My French is very limited. The few words I’ve written so far are nearing the grand total of my vocabulary à la Francaise (does that even make sense?). Which is a shame because I love Paris and French things, and I adore listening to spoken French. I did take one year of preliminary French at university. I learned enough to haltingly decode the written version, and to say, “C’est tous? Oui. Voilà!” with a flourish in both my hands and my voice. (Meaning: “That’s all? Yes. There you go!” A common exchange to elegantly close a transaction in French stores).
When my father’s parents arrived in South Africa from Lithuania, some time in the 1930s, they knew no English. Only Yiddish. Spoken mainly by the Jews of Eastern Europe, Yiddish is a uniquely expressive hybrid of Hebrew and German, and many of its wonderful words have become part of everyday language in some communities – words like oy vey, chutzpah, mensch and schlep.

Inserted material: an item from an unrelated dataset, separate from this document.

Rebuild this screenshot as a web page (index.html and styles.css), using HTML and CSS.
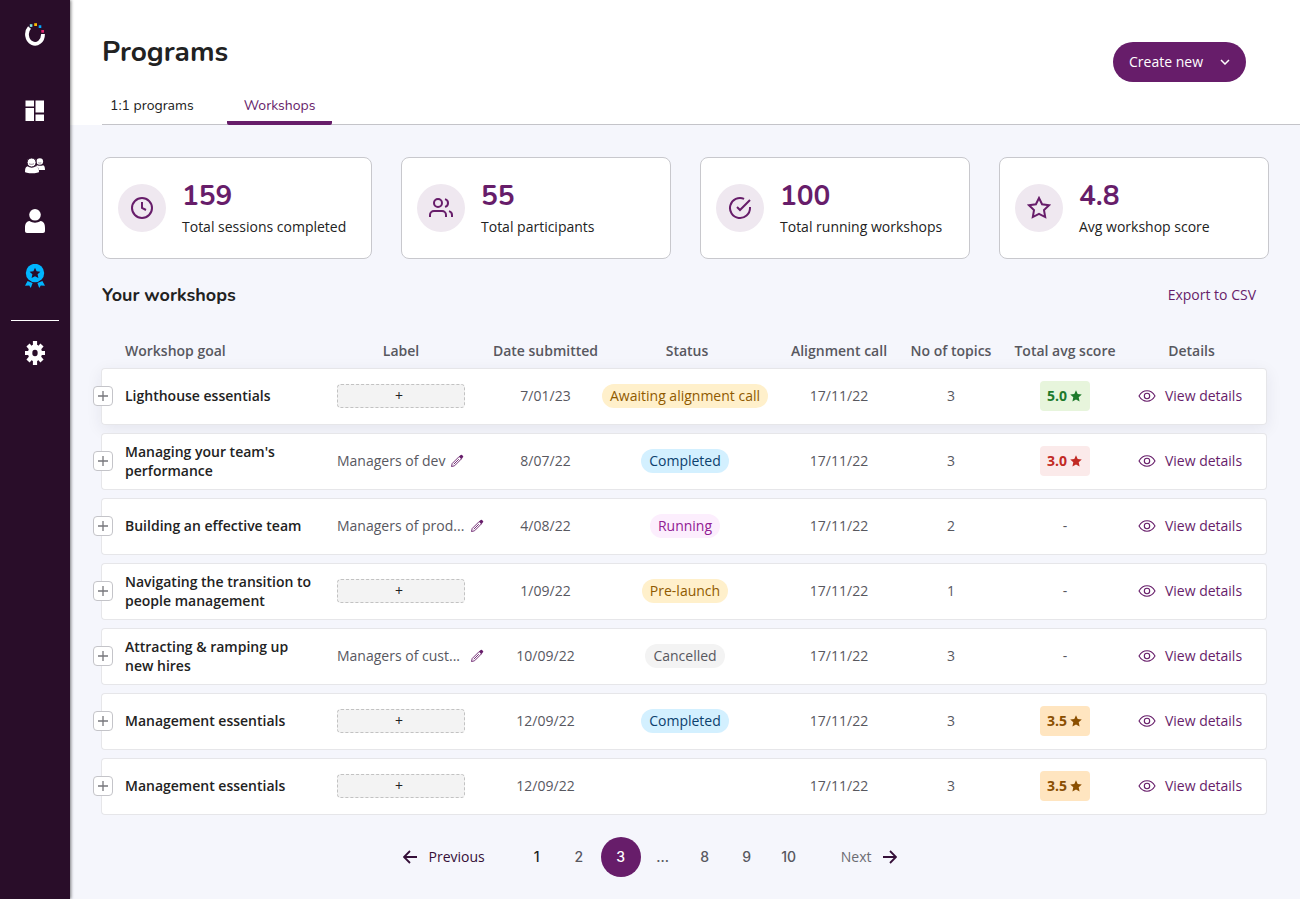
FILE: index.html
```html
<!DOCTYPE html>
<html lang="en">
<head>
  <meta charset="UTF-8" />
  <meta name="viewport" content="width=device-width, initial-scale=1.0"/>
  <title>Programs</title>
  <link rel="stylesheet" href="styles.css">
</head>
<body>
  <!-- Shared icons -->
  <svg class="sprite" aria-hidden="true">
    <symbol id="plus" viewBox="0 0 12 12"><path d="M6 1v10M1 6h10" fill="none" stroke="currentColor" stroke-width="1.3"/></symbol>
    <symbol id="pencil" viewBox="0 0 14 14"><path d="M1.500 12.500l.7-3 7-7 2.300 2.300-7 7zM3.800 10.200l5-5" fill="none" stroke="currentColor" stroke-width=".9" stroke-linejoin="round"/><path d="M9 2.600l1.700-1.600a.9.9 0 0 1 1.300 0l1 1a.9.9 0 0 1 0 1.300L11.400 5z" fill="currentColor"/></symbol>
    <symbol id="eye" viewBox="0 0 18 14"><path d="M1 7c2-3.400 4.800-5.200 8-5.200S15 3.600 17 7c-2 3.400-4.800 5.200-8 5.200S3 10.400 1 7z" fill="none" stroke="currentColor" stroke-width="1.100"/><circle cx="9" cy="7" r="2.700" fill="none" stroke="currentColor" stroke-width="1.100"/></symbol>
    <symbol id="star" viewBox="0 0 12 12"><path d="M6 .3l1.700 3.800 4.100.4-3.100 2.800.9 4.200L6 9.400l-3.600 2.100.9-4.200L.2 4.500l4.100-.4z" fill="currentColor"/></symbol>
  </svg>

  <aside class="sidebar">
    <a href="#" class="logo" aria-label="Home">
      <svg width="20" height="24" viewBox="0 0 20 24">
        <path d="M4.500 5.400A8 9.500 0 1 0 18 12" fill="none" stroke="#fff" stroke-width="3.800"/>
        <path d="M4.800 2.200h2.600v2.700H4.800z" fill="#7fe3e0"/>
        <path d="M9.200 1.200H12V4H9.200z" fill="#fbb900"/>
        <path d="M13.700 3.300h2.600v2.800h-2.600z" fill="#00a8ff"/>
        <path d="M16.300 8h2.700v2.700h-2.700z" fill="#e2256f"/>
      </svg>
    </a>
    <nav class="side-nav" aria-label="Main">
      <a href="#" aria-label="Dashboard">
        <svg width="20" height="24" viewBox="0 0 20 24" fill="currentColor"><path d="M.500 1.500H9v6H.500zM10.500 1.500h8.500v12h-8.500zM.500 9H9v13H.500zM10.500 15.500h8.500V22h-8.500z"/></svg>
      </a>
      <a href="#" aria-label="Teams">
        <svg width="20" height="24" viewBox="0 0 20 24" fill="currentColor"><circle cx="14.800" cy="7.500" r="3.300"/><path d="M12 11.200c2.500 1 5 .5 6 0 1.500.5 2 2 2 4.800h-6c-.2-2-1-3-3-3.500z"/><circle cx="6.600" cy="8.500" r="4.500" stroke="#290d29" stroke-width="1"/><path d="M2.500 12.300c2.500 1.800 6 1.800 8.500 0 2.500.5 3 2.700 3 5.700 0 1-6 1.300-7 1.300s-7-.3-7-1.300c0-3.300.5-5.200 2.500-5.700z"/><path d="M4 9.700c1.500.8 3.500.8 5 0M13.300 8.800c1 .4 2 .4 3 0" fill="none" stroke="#290d29" stroke-opacity=".6" stroke-width=".8"/></svg>
      </a>
      <a href="#" aria-label="People">
        <svg width="20" height="24" viewBox="0 0 20 24" fill="currentColor"><circle cx="10" cy="5.800" r="5.800"/><path d="M4.500 12c3.500 2.300 7.500 2.300 11 0C19 12.500 20 15 20 19v3c0 1.300-.8 2-2 2H2c-1.200 0-2-.7-2-2v-3c0-4 1-6.500 4.500-7z"/></svg>
      </a>
      <a href="#" class="current" aria-label="Programs" aria-current="page">
        <svg width="20" height="24" viewBox="0 0 20 24" fill="currentColor"><circle cx="10" cy="9" r="9.200"/><path d="M10 3.800l1.600 3.500 3.800.4-2.800 2.600.8 3.800L10 12.200l-3.400 1.900.8-3.800-2.800-2.600 3.800-.4z" fill="#290d29"/><path d="M2.600 17l5 2-1.800 5-1.600-2.600-4.200.4zM17.400 17l-5 2 1.800 5 1.600-2.600 4.200.4z"/></svg>
      </a>
    </nav>
    <hr class="side-line">
    <a href="#" aria-label="Settings">
      <svg width="20" height="24" viewBox="0 0 20 24"><g stroke="currentColor" stroke-width="4.200" fill="none"><path d="M10 0v24M0 12h20M3 4l14 16M17 4L3 20"/></g><ellipse cx="10" cy="12" rx="7" ry="8.500" fill="currentColor"/><ellipse cx="10" cy="12" rx="2.700" ry="3.300" fill="#290d29"/></svg>
    </a>
  </aside>

  <div class="page">
    <header class="top">
      <div class="title-row">
        <h1>Programs</h1>
        <button type="button" class="create">Create new
          <svg width="10" height="6" viewBox="0 0 10 6"><path d="M1 1l4 4 4-4" fill="none" stroke="currentColor" stroke-width="1.500"/></svg>
        </button>
      </div>
      <nav class="tabs" aria-label="Program type">
        <a href="#">1:1 programs</a>
        <a href="#" class="active" aria-current="page">Workshops</a>
      </nav>
    </header>

    <main>
      <section class="stats">
        <div class="card">
          <span class="bubble"><svg viewBox="0 0 24 24"><circle cx="12" cy="12" r="10"/><path d="M12 6v6l4 2"/></svg></span>
          <div class="figure"><strong>159</strong><p>Total sessions completed</p></div>
        </div>
        <div class="card">
          <span class="bubble"><svg viewBox="0 0 24 24"><path d="M17 21v-2a4 4 0 0 0-4-4H5a4 4 0 0 0-4 4v2"/><circle cx="9" cy="7" r="4"/><path d="M23 21v-2a4 4 0 0 0-3-3.870M16 3.130a4 4 0 0 1 0 7.750"/></svg></span>
          <div class="figure"><strong>55</strong><p>Total participants</p></div>
        </div>
        <div class="card">
          <span class="bubble"><svg viewBox="0 0 24 24"><path d="M22 11.080V12a10 10 0 1 1-5.930-9.140"/><path d="M22 4L12 14.010l-3-3"/></svg></span>
          <div class="figure"><strong>100</strong><p>Total running workshops</p></div>
        </div>
        <div class="card">
          <span class="bubble"><svg viewBox="0 0 24 24"><path d="M12 2l3.090 6.260L22 9.270l-5 4.870 1.180 6.880L12 17.770l-6.180 3.250L7 14.140 2 9.270l6.910-1.010z"/></svg></span>
          <div class="figure"><strong>4.8</strong><p>Avg workshop score</p></div>
        </div>
      </section>

      <div class="section-head">
        <h2>Your workshops</h2>
        <a href="#">Export to CSV</a>
      </div>

      <table class="workshops">
        <colgroup>
          <col class="c-goal"><col class="c-label"><col class="c-date"><col class="c-status">
          <col class="c-call"><col class="c-topics"><col class="c-score"><col class="c-details">
        </colgroup>
        <thead>
          <tr>
            <th scope="col" class="goal">Workshop goal</th>
            <th scope="col" class="label">Label</th>
            <th scope="col">Date submitted</th>
            <th scope="col">Status</th>
            <th scope="col">Alignment call</th>
            <th scope="col">No of topics</th>
            <th scope="col">Total avg score</th>
            <th scope="col" class="details">Details</th>
          </tr>
        </thead>
        <tbody>
          <tr class="raised">
            <td class="goal"><button type="button" class="expand" aria-label="Expand"><svg width="12" height="12"><use href="#plus"/></svg></button>Lighthouse essentials</td>
            <td class="label"><button type="button" class="add-label">+</button></td>
            <td>7/01/23</td>
            <td class="status"><span class="pill amber">Awaiting alignment call</span></td>
            <td>17/11/22</td>
            <td>3</td>
            <td><span class="score high">5.0 <svg width="12" height="12"><use href="#star"/></svg></span></td>
            <td class="details"><a href="#"><svg width="18" height="14"><use href="#eye"/></svg>View details</a></td>
          </tr>
          <tr>
            <td class="goal"><button type="button" class="expand" aria-label="Expand"><svg width="12" height="12"><use href="#plus"/></svg></button>Managing your team's performance</td>
            <td class="label"><div class="tag"><span>Managers of dev</span><button type="button" aria-label="Edit label"><svg width="14" height="14"><use href="#pencil"/></svg></button></div></td>
            <td>8/07/22</td>
            <td class="status"><span class="pill blue">Completed</span></td>
            <td>17/11/22</td>
            <td>3</td>
            <td><span class="score low">3.0 <svg width="12" height="12"><use href="#star"/></svg></span></td>
            <td class="details"><a href="#"><svg width="18" height="14"><use href="#eye"/></svg>View details</a></td>
          </tr>
          <tr>
            <td class="goal"><button type="button" class="expand" aria-label="Expand"><svg width="12" height="12"><use href="#plus"/></svg></button>Building an effective team</td>
            <td class="label"><div class="tag cut"><span>Managers of prod...</span><button type="button" aria-label="Edit label"><svg width="14" height="14"><use href="#pencil"/></svg></button></div></td>
            <td>4/08/22</td>
            <td class="status"><span class="pill pink">Running</span></td>
            <td>17/11/22</td>
            <td>2</td>
            <td>-</td>
            <td class="details"><a href="#"><svg width="18" height="14"><use href="#eye"/></svg>View details</a></td>
          </tr>
          <tr>
            <td class="goal"><button type="button" class="expand" aria-label="Expand"><svg width="12" height="12"><use href="#plus"/></svg></button>Navigating the transition to people management</td>
            <td class="label"><button type="button" class="add-label">+</button></td>
            <td>1/09/22</td>
            <td class="status"><span class="pill amber">Pre-launch</span></td>
            <td>17/11/22</td>
            <td>1</td>
            <td>-</td>
            <td class="details"><a href="#"><svg width="18" height="14"><use href="#eye"/></svg>View details</a></td>
          </tr>
          <tr>
            <td class="goal"><button type="button" class="expand" aria-label="Expand"><svg width="12" height="12"><use href="#plus"/></svg></button>Attracting &amp; ramping up new hires</td>
            <td class="label"><div class="tag cut"><span>Managers of cust...</span><button type="button" aria-label="Edit label"><svg width="14" height="14"><use href="#pencil"/></svg></button></div></td>
            <td>10/09/22</td>
            <td class="status"><span class="pill grey">Cancelled</span></td>
            <td>17/11/22</td>
            <td>3</td>
            <td>-</td>
            <td class="details"><a href="#"><svg width="18" height="14"><use href="#eye"/></svg>View details</a></td>
          </tr>
          <tr>
            <td class="goal"><button type="button" class="expand" aria-label="Expand"><svg width="12" height="12"><use href="#plus"/></svg></button>Management essentials</td>
            <td class="label"><button type="button" class="add-label">+</button></td>
            <td>12/09/22</td>
            <td class="status"><span class="pill blue">Completed</span></td>
            <td>17/11/22</td>
            <td>3</td>
            <td><span class="score mid">3.5 <svg width="12" height="12"><use href="#star"/></svg></span></td>
            <td class="details"><a href="#"><svg width="18" height="14"><use href="#eye"/></svg>View details</a></td>
          </tr>
          <tr>
            <td class="goal"><button type="button" class="expand" aria-label="Expand"><svg width="12" height="12"><use href="#plus"/></svg></button>Management essentials</td>
            <td class="label"><button type="button" class="add-label">+</button></td>
            <td>12/09/22</td>
            <td class="status"></td>
            <td>17/11/22</td>
            <td>3</td>
            <td><span class="score mid">3.5 <svg width="12" height="12"><use href="#star"/></svg></span></td>
            <td class="details"><a href="#"><svg width="18" height="14"><use href="#eye"/></svg>View details</a></td>
          </tr>
        </tbody>
      </table>

      <nav class="pager" aria-label="Pages">
        <a href="#" class="step prev"><svg width="14" height="14" viewBox="0 0 14 14"><path d="M14 7H1M7 1L1 7l6 6" fill="none" stroke="currentColor" stroke-width="1.800"/></svg>Previous</a>
        <div class="numbers">
          <a href="#" class="first">1</a>
          <a href="#">2</a>
          <a href="#" class="on" aria-current="page">3</a>
          <span>...</span>
          <a href="#">8</a>
          <a href="#">9</a>
          <a href="#">10</a>
        </div>
        <a href="#" class="step next">Next<svg width="14" height="14" viewBox="0 0 14 14"><path d="M0 7h13M7 1l6 6-6 6" fill="none" stroke="currentColor" stroke-width="1.800"/></svg></a>
      </nav>
    </main>
  </div>
</body>
</html>
```
FILE: styles.css
```css
* {
  box-sizing: border-box;
}

body {
  margin: 0;
  display: flex;
  min-height: 100vh;
  background: #f5f6fc;
  font-family: "Open Sans", sans-serif;
  font-size: 14px;
  line-height: 20px;
  color: #222;
}

a {
  color: #671d6a;
  text-decoration: none;
}

button {
  font: inherit;
  cursor: pointer;
}

svg {
  display: block;
  flex: none;
}

.sprite {
  position: absolute;
  width: 0;
  height: 0;
}

/* Sidebar */
.sidebar {
  flex: none;
  width: 70px;
  padding-top: 22px;
  display: flex;
  flex-direction: column;
  align-items: center;
  background: #290d29;
  box-shadow: 1px 0 3px rgba(0, 0, 0, 0.5);
  z-index: 1;
}

.sidebar a {
  color: #fff;
}

.sidebar a.current {
  color: #00b5ff;
}

.side-nav {
  display: flex;
  flex-direction: column;
  gap: 31px;
  margin-top: 53px;
}

.side-line {
  width: 48px;
  margin: 32px 0 20px;
  border: 0;
  border-top: 1px solid #fff;
}

/* Header */
.page {
  flex: 1;
  min-width: 0;
}

.top {
  padding: 32px 0 0 32px;
  background: #fff;
}

.title-row {
  display: flex;
  align-items: flex-start;
  justify-content: space-between;
  padding-right: 54px;
}

h1 {
  margin: 0;
  font-family: Nunito, "Open Sans", sans-serif;
  font-size: 28px;
  line-height: 40px;
}

.create {
  display: flex;
  align-items: center;
  gap: 17px;
  height: 40px;
  margin-top: 10px;
  padding: 0 16px;
  border: 0;
  border-radius: 20px;
  background: #671d6a;
  color: #fff;
}

.tabs {
  display: flex;
  gap: 25px;
  height: 43px;
  border-bottom: 1px solid #c4c4c9;
  font-family: Nunito, "Open Sans", sans-serif;
}

.tabs a {
  height: 43px;
  padding: 14px 8px 0;
  color: #222;
}

.tabs .active {
  padding: 14px 17px 0;
  color: #671d6a;
  background: linear-gradient(#671d6a, #671d6a) bottom / 100% 4px no-repeat;
  border-radius: 2px;
}

/* Stat cards */
main {
  padding: 32px 31px 20px 32px;
}

.stats {
  display: grid;
  grid-template-columns: repeat(4, 1fr);
  gap: 29px;
}

.card {
  display: flex;
  align-items: center;
  gap: 16px;
  height: 102px;
  padding: 0 15px;
  background: #fff;
  border: 1px solid #c8c8cd;
  border-radius: 8px;
}

.figure {
  padding-bottom: 4px;
}

.figure strong {
  display: block;
  font-family: Nunito, "Open Sans", sans-serif;
  font-size: 28px;
  line-height: 40px;
  color: #671d6a;
}

.figure p {
  margin: 1px 0 0;
}

.bubble {
  flex: none;
  display: grid;
  place-items: center;
  width: 48px;
  height: 48px;
  border-radius: 50%;
  background: #efe8f0;
}

.bubble svg {
  width: 24px;
  height: 24px;
  fill: none;
  stroke: #671d6a;
  stroke-width: 2;
}

.section-head {
  display: flex;
  align-items: center;
  justify-content: space-between;
  margin-top: 24px;
  padding-right: 13px;
}

h2 {
  margin: 0;
  font-family: Nunito, "Open Sans", sans-serif;
  font-size: 18px;
  line-height: 24px;
}

/* Workshops table */
.workshops {
  width: calc(100% - 1px);
  margin: 27px 0 0 -1px;
  table-layout: fixed;
  border-collapse: separate;
  border-spacing: 0 8px;
}

.c-goal { width: 236px; }
.c-label { width: 152px; }
.c-date { width: 113px; }
.c-status { width: 170px; }
.c-call { width: 134px; }
.c-topics { width: 90px; }
.c-score { width: 138px; }
.c-details { width: 133px; }

th {
  padding: 0;
  font-weight: 600;
  line-height: 18px;
  color: #58585f;
  white-space: nowrap;
}

th.goal {
  padding-left: 24px;
  text-align: left;
}

th.label {
  padding-right: 24px;
}

th.details {
  padding-right: 18px;
}

td {
  height: 57px;
  padding: 0 0 2px;
  background: #fff;
  border: solid #e6e6e9;
  border-width: 1px 0;
  text-align: center;
  color: #58585f;
}

td.goal {
  position: relative;
  padding: 0 20px 2px 23px;
  border-left-width: 1px;
  border-radius: 4px 0 0 4px;
  text-align: left;
  font-weight: 600;
  line-height: 19px;
  color: #222;
}

td.label {
  text-align: left;
}

td.status {
  padding-right: 4px;
}

td.details {
  padding-right: 20px;
  border-right-width: 1px;
  border-radius: 0 4px 4px 0;
}

.raised {
  border-radius: 4px;
  box-shadow: 0 4px 16px rgba(34, 34, 60, 0.08);
}

.expand {
  position: absolute;
  left: -9px;
  top: 17px;
  display: grid;
  place-items: center;
  width: 20px;
  height: 20px;
  padding: 0;
  background: #fff;
  border: 1px solid #c4c4c9;
  border-radius: 4px;
  color: #77777c;
}

.add-label {
  display: block;
  width: 128px;
  height: 24px;
  padding: 0 4px 0 0;
  background: #f3f3f3;
  border: 1px dashed #c2c2c2;
  border-radius: 4px;
  line-height: 20px;
  color: #222;
}

.tag {
  display: flex;
  align-items: center;
  gap: 5px;
  white-space: nowrap;
}

.tag.cut span {
  width: 128px;
}

.tag button {
  padding: 0;
  background: none;
  border: 0;
  color: #671d6a;
}

.pill {
  display: inline-block;
  padding: 2px 8px;
  border-radius: 12px;
  white-space: nowrap;
}

.amber { background: #fff0cb; color: #8f5a00; }
.blue { background: #d3f0ff; color: #0c416e; }
.pink { background: #fceefd; color: #912094; }
.grey { background: #f3f3f3; color: #58585f; }

.score {
  display: inline-flex;
  align-items: center;
  gap: 3px;
  height: 30px;
  padding: 0 8px 0 7px;
  border-radius: 4px;
  font-weight: 700;
  vertical-align: middle;
}

.high { background: #e7f5dc; color: #1d7a2b; }
.low { background: #fbeaea; color: #c22a24; }
.mid { background: #ffe5c0; color: #8b4f00; }

td.details a {
  display: flex;
  align-items: center;
  justify-content: center;
  gap: 9px;
  white-space: nowrap;
}

/* Pagination */
.pager {
  display: flex;
  align-items: center;
  justify-content: center;
  margin-top: 14px;
  padding-right: 71px;
}

.step {
  display: flex;
  align-items: center;
  gap: 12px;
}

.step svg {
  color: #350f38;
}

.prev { color: #350f38; }
.next { color: #6c6c73; }

.numbers {
  display: flex;
  gap: 2px;
  margin: 0 32px;
  font-family: Inter, sans-serif;
  font-weight: 500;
}

.numbers a,
.numbers span {
  width: 40px;
  height: 40px;
  border-radius: 50%;
  line-height: 40px;
  text-align: center;
  color: #58585f;
}

.numbers .first {
  color: #222;
}

.numbers .on {
  background: #671d6a;
  color: #fff;
}

@media (max-width: 1000px) {
  .stats {
    grid-template-columns: repeat(2, 1fr);
  }
}
```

My grandparents eventually learned heavily-accented English, but to each other they still spoke only Yiddish. A marvel of the young human brain is its ability to absorb other languages, especially with regular exposure, and my father and his brothers quickly learned Yiddish too. All my memories of the interactions between my father and his mother are in that exotic, elusive language.
poem by Yiddish poet Edith Kaplan Bregman source: yiddishbookcenter.org
No doubt my grandparents took pride in their sons’ proficiency at their mother tongue, while they raised them in a land so geographically, linguistically and emotionally far away from their own. But perhaps at times they wished they had a way to communicate with each other privately, a way to discuss grown-up matters beyond their boys’ comprehension.
I imagine they felt this way, because I do.
My dismal French aside, Hebrew and Afrikaans are the two additional languages I can understand, read, write and speak with fluency. Neither are particularly useful in my daily life in California, but I have secret multi-lingual aspirations and love knowing other languages.
My children are learning Hebrew, and already understand a fair amount. They are learning it because they will all be having a bar or bat mitzvah and need to know how to read and write the language of our religion, and also because my husband and I have strong cultural and emotional ties to the land of Israel and want our children to be able to speak and understand the language of the country. If not fluently, at least the American/South African/Anglo version: crappy grammar, mixed-up tenses, and big pride at being understood in an ancient language rich in history and culture and spirituality. And fun slang.
But the language I keep secret from my children is Afrikaans. I will never teach it to them.
Not like the South African foods I’ve fed them since they were babies: boerewors and biltong and jelly babies and rooibos tea. Not like the songs I’ve taught them over the years: Shosholoza and Ag Pleez Deddy. Not like the Springbok rugby jerseys I dress them in, or the very South African way they say “ja ma” (yes mom) when I call them, just like I answer my own mother.
I love to impart these small, significant, South African pieces of me to them and watch how they absorb and own them, because I too am raising my children in a land very far away from the one I was born into. While the cultural, linguistic and emotional barriers in 21st century San Francisco are nothing compared to what my grandparents encountered in the 30s, I am South African. And my children are not.
But Afrikaans I keep for myself. And for my husband. And for anyone else who can understand and speak that language besides my children.
It’s essential for me to have a way to talk to Ryan in a language the kids don’t understand – comes in handy when planning birthday surprises, or discussing progress at school, or any other sensitive topic. But also because my children have too much access to me. They read my email over my shoulder until I shoo them away. When they sense a conversation is quiet, they cluster around, strain harder to hear each precious word. The car’s bluetooth broadcasts phone conversations loud and clear to the very back of the minivan.
We are not trying to hide it from them. But there are issues, problems, family and world affairs that are not necessary for them to hear. That they do not have the ability to process even if they do hear. And so I like to keep it private, when I can.
Afrikaans is not a language I grew up speaking. It’s not my language, the way English is. I learned it at school from first grade, heard it on TV, read it in magazines. I live in a town 10,500 miles away from where I learned Afrikaans: I don’t hear it anymore, I hardly ever speak it, and its fluency is slowly fading from my brain. More often a Hebrew word will surface when I’m looking for an Afrikaans one. But the longer I am away from South Africa, the tighter I hold on to it. My linguistic license.
Verskoon my kinders, this conversation is private. Excuse moi!